The White House and the NSA (National Security Agency) have acknowledged the need for intensive higher education in all aspects of what we now refer to as Information Assurance.

The NSA is the Nation’s cryptologic organization. It coordinates, directs, and performs highly specialized activities to protect U.S. information systems and produce foreign intelligence information according to the NSA website (www.nsa.gov).

“Phil Susmann and Colonel Aldrich have done a masterful job getting us a national center of excellence designation,” university president Richard Schneider said. “I think from the very founding of Norwich we were supposed to be educating students to preserve the republic and to fight off the threats that were possible against us.”

President Schneider is hopeful that the new designation will prove helpful in raising Norwich University’s public image and will give university students the opportunity to meet interesting individuals from various technological fields.

“We are going to have visitors on our campus to look at the army of the future,” according to Schneider. “I want the whole world to know about Norwich.

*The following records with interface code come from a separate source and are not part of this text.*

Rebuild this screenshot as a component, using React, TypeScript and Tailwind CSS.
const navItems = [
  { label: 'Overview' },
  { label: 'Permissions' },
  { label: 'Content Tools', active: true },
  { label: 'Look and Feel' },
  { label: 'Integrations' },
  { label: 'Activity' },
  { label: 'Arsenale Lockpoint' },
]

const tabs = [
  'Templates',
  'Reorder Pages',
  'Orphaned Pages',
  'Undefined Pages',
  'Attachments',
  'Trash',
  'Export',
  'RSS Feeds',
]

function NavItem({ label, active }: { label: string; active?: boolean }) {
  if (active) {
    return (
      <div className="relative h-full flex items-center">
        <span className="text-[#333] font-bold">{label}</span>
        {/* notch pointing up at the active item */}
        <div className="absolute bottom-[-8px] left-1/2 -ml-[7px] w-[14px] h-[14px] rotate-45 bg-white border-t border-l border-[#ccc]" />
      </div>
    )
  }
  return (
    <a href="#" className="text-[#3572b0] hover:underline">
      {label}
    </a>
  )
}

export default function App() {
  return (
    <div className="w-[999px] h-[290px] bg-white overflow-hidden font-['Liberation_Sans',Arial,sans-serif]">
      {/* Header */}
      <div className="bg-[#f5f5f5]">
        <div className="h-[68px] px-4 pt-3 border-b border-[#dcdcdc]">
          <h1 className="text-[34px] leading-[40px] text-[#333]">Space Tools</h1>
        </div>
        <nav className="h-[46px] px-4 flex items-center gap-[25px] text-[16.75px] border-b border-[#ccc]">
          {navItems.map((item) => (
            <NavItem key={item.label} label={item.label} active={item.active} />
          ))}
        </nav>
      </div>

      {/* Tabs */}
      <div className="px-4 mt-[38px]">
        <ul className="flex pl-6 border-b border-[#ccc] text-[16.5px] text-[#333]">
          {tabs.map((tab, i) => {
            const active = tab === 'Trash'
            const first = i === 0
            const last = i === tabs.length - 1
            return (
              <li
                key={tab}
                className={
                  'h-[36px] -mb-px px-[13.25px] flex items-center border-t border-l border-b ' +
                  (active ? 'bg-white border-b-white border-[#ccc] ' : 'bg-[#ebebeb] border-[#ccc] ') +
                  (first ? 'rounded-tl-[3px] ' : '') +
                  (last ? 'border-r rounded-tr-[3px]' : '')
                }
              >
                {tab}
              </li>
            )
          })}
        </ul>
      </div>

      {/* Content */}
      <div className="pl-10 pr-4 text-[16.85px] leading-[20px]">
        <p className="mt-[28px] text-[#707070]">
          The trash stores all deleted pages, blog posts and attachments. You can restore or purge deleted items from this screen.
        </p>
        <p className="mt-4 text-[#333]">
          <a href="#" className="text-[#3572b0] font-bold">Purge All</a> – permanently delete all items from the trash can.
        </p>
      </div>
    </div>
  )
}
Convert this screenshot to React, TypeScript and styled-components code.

We will have speakers here and national experts and international experts coming to campus, and that is very exciting for students to rub shoulders with people like that. And we’ve added a couple national experts to our faculty this year, said Schneider.

One international expert who has already agreed to speak at Norwich is Professor Michel E. Kabay.

In 1982, Kabay won the Systems Engineer of the Year Award. He has written security columns for trade magazines such as Computer World, Secure Computing Magazine, Network World, Computing Canada and many others.

Kabay has published over 250 technical papers in operations management and security, along with completing a college textbook. He received his Ph.D. in 1976 from Dartmouth in applied statistics and invertebrate zoology.